Among the entries, which lines carry the string "TypeScript"? Copy each of them.

-=-=-=-=-

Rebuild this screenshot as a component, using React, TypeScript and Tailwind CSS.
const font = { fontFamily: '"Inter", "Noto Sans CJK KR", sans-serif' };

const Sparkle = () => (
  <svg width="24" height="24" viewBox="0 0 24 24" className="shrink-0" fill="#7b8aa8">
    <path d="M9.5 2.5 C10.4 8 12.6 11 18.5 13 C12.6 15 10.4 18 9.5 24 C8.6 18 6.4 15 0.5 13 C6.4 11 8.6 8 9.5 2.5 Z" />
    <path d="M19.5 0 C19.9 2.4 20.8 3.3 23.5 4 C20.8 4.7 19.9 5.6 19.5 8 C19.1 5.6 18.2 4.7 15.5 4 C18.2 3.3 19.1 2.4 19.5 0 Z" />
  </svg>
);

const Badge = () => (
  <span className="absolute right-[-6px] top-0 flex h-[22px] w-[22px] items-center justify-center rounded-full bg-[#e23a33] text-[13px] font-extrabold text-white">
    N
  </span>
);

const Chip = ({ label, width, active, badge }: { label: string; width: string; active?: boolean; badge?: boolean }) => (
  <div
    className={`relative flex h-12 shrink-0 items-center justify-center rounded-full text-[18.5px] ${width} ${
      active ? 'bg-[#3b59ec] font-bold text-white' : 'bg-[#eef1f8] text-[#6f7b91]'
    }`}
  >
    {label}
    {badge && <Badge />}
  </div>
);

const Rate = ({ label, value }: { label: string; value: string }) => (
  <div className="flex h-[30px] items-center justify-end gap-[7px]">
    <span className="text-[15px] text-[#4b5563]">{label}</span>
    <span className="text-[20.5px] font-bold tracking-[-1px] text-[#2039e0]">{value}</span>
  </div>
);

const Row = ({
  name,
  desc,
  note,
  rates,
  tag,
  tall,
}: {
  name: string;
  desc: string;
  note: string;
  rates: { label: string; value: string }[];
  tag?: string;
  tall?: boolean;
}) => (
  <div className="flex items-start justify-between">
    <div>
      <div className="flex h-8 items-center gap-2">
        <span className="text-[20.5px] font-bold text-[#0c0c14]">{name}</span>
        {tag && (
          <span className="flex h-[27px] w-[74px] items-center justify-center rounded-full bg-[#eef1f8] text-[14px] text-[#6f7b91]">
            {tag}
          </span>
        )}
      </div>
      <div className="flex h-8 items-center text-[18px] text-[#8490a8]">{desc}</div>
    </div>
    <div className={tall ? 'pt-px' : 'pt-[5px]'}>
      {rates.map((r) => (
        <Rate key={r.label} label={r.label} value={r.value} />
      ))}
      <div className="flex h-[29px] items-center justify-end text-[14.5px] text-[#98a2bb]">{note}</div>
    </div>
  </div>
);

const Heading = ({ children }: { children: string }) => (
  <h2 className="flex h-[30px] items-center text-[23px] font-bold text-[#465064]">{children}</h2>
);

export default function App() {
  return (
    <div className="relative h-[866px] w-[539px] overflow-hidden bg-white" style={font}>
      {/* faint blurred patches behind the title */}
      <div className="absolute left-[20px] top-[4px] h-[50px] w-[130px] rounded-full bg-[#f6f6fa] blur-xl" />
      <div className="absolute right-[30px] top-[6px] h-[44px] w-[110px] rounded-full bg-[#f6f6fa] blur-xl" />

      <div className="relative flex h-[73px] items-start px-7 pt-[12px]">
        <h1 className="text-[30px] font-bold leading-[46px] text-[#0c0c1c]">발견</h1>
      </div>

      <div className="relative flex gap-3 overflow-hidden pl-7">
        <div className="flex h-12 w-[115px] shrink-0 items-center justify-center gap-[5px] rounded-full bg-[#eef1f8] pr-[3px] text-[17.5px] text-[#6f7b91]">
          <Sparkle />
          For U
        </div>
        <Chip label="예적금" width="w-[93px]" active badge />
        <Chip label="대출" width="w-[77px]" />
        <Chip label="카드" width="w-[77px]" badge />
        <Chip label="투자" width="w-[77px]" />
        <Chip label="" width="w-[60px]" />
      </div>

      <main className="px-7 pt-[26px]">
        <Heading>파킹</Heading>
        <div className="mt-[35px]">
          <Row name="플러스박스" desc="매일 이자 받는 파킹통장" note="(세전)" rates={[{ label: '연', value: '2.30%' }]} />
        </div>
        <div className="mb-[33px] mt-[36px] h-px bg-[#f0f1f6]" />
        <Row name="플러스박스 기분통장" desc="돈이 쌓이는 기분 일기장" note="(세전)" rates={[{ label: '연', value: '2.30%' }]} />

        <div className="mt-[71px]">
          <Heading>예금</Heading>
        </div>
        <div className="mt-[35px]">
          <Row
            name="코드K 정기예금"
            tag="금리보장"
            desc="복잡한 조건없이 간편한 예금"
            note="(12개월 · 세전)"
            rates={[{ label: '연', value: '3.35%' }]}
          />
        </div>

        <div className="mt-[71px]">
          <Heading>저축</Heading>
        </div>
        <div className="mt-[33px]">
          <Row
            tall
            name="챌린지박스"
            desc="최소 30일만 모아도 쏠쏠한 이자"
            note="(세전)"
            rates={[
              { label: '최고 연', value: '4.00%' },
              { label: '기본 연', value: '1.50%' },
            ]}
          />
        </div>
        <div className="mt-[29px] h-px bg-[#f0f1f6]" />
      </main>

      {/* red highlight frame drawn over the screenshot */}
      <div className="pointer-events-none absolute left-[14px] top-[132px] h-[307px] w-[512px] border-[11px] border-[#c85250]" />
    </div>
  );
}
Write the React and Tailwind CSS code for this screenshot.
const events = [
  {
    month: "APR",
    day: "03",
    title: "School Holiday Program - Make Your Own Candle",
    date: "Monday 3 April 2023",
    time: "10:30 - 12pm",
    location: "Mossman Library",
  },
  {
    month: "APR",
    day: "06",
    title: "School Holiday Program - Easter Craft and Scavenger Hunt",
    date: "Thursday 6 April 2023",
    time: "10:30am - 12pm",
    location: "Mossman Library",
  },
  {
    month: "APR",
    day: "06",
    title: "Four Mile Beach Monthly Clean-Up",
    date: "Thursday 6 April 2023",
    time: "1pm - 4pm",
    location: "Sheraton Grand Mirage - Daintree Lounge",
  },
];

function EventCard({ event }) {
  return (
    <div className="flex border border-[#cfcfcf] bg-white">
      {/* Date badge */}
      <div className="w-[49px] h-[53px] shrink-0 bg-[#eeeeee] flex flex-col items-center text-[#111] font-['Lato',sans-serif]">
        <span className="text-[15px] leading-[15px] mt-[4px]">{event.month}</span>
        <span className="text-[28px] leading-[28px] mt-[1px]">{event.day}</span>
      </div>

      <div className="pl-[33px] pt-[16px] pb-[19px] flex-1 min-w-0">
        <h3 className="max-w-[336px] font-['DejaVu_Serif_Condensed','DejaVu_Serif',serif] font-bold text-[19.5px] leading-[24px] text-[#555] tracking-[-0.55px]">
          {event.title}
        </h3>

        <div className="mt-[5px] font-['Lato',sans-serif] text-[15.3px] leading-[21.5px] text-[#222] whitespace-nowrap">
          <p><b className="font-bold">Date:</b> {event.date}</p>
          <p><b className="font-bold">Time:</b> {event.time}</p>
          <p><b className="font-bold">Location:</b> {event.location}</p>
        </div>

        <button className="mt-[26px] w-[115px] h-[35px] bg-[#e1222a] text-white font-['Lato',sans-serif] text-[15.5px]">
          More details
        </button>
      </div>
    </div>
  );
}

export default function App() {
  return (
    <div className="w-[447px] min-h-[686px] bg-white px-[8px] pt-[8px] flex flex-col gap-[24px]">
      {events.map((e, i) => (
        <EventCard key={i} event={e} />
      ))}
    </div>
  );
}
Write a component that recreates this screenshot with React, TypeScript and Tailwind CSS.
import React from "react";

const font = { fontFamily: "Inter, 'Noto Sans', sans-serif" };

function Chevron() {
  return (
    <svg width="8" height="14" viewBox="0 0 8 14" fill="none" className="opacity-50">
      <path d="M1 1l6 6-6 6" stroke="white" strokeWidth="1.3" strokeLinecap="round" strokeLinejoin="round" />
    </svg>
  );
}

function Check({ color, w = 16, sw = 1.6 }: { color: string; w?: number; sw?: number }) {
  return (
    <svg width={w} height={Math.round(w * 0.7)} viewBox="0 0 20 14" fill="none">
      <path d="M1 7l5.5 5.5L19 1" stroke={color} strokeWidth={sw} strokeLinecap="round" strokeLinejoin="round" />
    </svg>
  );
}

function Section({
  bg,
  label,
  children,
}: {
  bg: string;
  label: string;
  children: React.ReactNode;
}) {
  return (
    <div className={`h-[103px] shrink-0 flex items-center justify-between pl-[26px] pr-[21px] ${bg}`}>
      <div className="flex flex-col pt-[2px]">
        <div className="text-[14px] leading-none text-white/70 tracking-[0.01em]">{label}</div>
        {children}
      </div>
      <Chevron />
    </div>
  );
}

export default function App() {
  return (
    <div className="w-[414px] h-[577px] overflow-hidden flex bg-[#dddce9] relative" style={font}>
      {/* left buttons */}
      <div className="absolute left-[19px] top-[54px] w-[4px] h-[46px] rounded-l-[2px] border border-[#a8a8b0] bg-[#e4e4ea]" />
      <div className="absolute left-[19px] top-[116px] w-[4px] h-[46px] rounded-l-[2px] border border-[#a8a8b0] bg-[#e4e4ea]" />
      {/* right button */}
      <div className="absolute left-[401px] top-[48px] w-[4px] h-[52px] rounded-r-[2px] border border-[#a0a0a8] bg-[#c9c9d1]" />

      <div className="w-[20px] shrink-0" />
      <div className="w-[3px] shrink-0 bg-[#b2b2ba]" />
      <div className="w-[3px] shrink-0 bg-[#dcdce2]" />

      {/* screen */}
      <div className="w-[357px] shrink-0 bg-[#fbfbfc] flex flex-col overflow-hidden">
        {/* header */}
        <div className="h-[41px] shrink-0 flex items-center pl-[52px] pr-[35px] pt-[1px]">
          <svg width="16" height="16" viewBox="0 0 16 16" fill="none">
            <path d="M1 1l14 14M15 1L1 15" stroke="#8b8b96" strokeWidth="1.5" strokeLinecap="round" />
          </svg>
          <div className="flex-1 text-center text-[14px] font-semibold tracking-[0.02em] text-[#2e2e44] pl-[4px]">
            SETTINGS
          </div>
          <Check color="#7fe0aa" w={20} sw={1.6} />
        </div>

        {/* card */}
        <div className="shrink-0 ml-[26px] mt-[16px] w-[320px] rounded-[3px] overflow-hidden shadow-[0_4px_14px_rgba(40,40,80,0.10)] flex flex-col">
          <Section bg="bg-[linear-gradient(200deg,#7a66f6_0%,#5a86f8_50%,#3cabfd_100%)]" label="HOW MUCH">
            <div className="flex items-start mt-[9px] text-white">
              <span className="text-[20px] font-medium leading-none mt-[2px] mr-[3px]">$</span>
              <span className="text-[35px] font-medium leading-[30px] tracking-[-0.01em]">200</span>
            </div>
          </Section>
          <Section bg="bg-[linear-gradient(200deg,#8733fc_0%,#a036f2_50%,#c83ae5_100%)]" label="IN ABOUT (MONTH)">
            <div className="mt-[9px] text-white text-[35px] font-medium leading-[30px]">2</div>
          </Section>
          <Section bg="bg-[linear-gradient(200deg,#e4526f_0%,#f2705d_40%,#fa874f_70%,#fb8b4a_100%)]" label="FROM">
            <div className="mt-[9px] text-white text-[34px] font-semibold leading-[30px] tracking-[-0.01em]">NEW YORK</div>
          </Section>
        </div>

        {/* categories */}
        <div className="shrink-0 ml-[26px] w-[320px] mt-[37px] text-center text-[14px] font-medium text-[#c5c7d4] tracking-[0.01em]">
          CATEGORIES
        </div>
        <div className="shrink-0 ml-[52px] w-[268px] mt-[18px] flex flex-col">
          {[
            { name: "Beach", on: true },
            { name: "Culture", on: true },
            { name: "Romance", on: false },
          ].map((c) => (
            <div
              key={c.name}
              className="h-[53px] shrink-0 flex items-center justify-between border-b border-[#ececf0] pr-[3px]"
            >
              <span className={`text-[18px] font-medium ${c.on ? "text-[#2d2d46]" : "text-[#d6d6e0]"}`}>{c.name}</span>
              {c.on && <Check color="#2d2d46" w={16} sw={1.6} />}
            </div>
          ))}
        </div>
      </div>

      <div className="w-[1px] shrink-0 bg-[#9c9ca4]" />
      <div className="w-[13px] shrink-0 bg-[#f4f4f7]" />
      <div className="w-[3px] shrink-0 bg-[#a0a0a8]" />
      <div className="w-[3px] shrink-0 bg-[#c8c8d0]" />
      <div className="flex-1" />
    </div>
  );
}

-=-=-=-=-

- _Result of this exercise_:
Rebuild this screenshot as a component, using React, TypeScript and Tailwind CSS.
Write a component that recreates this screenshot with React, TypeScript and Tailwind CSS.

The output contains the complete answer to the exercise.